### Dataset content
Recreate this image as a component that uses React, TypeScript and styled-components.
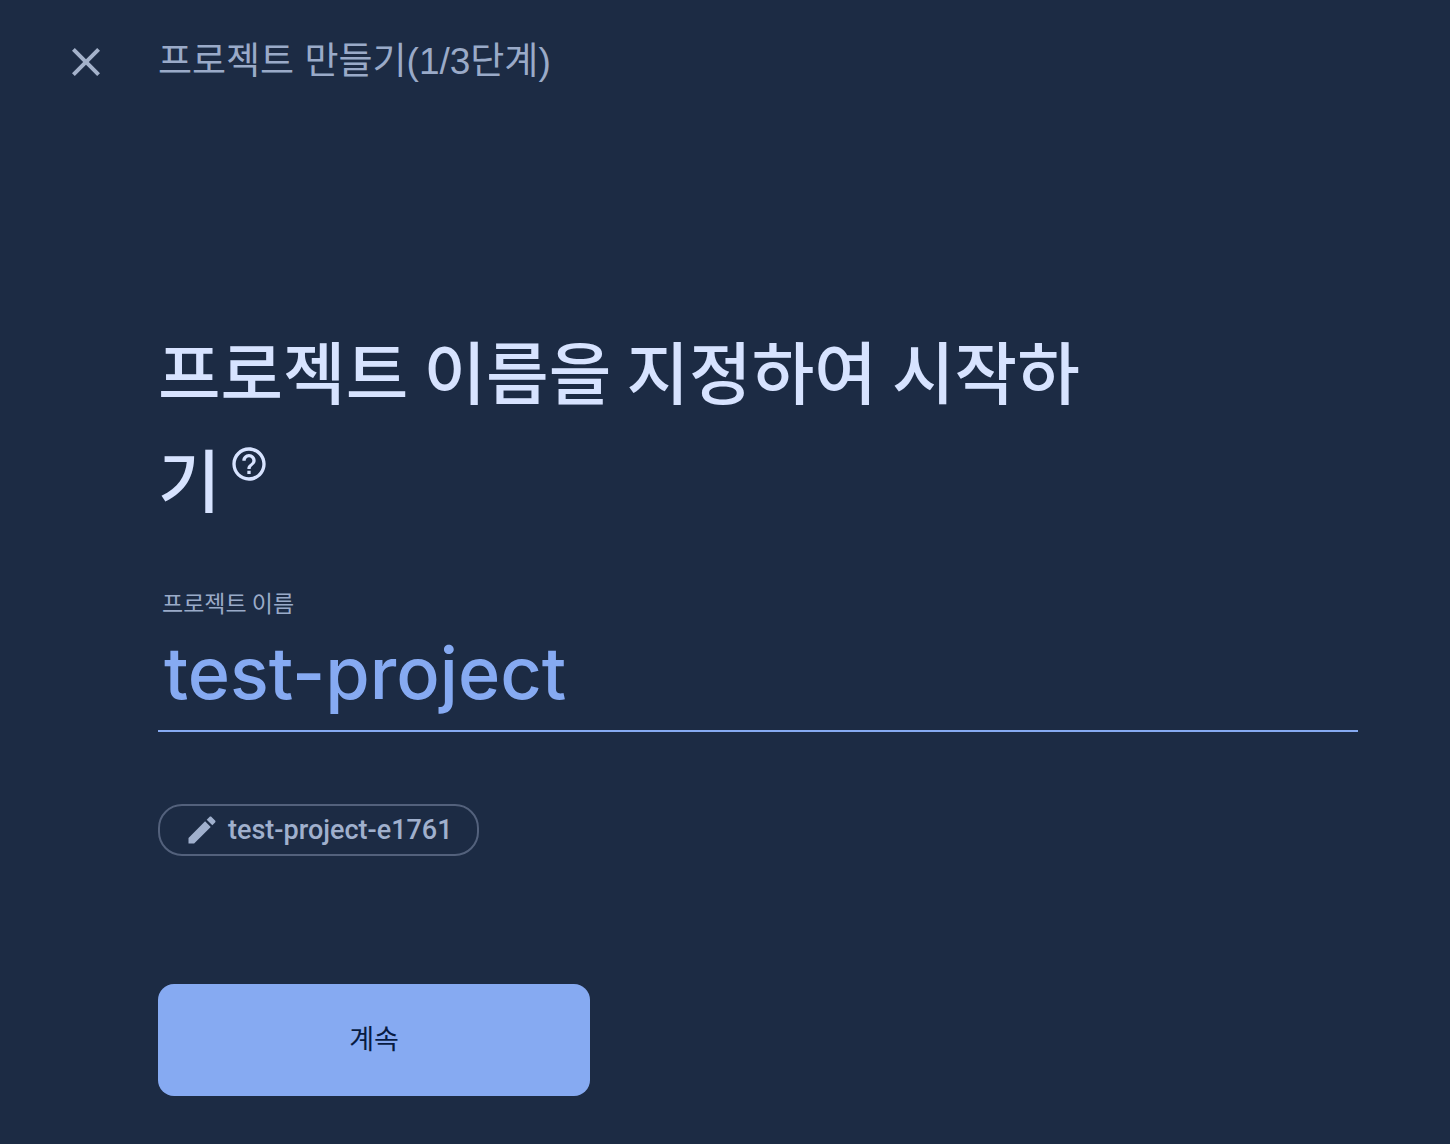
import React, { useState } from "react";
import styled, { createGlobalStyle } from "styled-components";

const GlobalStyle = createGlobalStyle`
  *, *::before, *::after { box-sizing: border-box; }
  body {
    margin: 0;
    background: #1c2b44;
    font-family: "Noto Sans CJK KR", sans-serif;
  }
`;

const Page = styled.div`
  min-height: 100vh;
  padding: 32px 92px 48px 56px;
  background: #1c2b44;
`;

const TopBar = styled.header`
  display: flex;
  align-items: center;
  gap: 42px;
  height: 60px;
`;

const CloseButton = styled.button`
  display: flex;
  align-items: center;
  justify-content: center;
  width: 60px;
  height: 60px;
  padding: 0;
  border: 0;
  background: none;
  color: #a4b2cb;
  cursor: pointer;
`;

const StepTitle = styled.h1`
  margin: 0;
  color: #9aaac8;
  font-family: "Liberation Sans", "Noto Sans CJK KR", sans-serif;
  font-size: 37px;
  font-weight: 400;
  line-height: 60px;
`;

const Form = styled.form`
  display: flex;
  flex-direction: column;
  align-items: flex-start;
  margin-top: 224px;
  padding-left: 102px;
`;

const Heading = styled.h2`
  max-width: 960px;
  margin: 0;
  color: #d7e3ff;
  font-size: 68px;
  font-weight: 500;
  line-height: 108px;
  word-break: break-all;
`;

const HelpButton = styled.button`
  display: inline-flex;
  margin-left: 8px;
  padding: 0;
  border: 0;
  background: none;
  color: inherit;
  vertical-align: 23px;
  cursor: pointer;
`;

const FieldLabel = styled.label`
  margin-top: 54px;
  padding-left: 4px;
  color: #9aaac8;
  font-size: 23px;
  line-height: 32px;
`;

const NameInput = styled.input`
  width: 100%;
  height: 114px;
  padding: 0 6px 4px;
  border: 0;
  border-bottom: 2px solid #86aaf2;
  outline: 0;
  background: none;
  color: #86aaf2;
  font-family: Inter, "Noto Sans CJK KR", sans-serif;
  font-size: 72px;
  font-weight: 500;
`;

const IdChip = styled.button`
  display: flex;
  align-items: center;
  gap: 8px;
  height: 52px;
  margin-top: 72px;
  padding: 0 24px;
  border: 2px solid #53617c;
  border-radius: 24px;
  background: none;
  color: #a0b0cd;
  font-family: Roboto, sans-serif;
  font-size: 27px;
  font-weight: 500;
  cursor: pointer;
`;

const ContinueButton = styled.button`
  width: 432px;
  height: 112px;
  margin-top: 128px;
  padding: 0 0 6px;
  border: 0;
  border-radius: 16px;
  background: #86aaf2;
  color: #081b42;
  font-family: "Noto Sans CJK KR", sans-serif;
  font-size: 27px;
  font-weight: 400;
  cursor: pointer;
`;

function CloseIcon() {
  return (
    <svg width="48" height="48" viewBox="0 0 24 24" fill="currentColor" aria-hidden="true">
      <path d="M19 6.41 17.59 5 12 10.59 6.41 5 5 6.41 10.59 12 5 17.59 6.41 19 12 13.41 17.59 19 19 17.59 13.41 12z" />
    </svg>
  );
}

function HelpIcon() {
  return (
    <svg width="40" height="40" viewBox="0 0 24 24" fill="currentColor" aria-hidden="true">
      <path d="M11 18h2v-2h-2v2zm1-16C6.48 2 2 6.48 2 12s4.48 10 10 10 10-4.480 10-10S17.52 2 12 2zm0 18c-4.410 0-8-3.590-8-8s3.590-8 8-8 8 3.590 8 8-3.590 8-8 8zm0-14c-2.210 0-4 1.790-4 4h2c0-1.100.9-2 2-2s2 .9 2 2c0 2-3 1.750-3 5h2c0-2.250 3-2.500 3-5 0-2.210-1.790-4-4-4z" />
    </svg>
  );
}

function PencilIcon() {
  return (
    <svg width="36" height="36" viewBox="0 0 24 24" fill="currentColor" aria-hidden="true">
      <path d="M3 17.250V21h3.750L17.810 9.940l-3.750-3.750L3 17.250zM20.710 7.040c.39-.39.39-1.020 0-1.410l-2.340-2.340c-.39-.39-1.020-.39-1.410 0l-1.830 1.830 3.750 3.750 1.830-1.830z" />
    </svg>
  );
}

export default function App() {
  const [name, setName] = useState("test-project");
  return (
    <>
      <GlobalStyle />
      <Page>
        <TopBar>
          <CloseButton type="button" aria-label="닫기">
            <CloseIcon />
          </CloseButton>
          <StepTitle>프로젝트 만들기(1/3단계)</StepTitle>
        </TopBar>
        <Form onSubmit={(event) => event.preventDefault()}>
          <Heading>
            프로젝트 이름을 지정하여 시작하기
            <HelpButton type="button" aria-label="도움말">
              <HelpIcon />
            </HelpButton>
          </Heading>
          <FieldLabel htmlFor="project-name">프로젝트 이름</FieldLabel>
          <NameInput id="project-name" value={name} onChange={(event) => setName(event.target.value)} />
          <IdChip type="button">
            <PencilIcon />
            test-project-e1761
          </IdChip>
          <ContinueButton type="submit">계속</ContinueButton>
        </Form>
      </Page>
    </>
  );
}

### Description of the task
Using the listing above, gather each line that holds the string "components" and copy it.

### Exercise answer
Recreate this image as a component that uses React, TypeScript and styled-components.
import styled, { createGlobalStyle } from "styled-components";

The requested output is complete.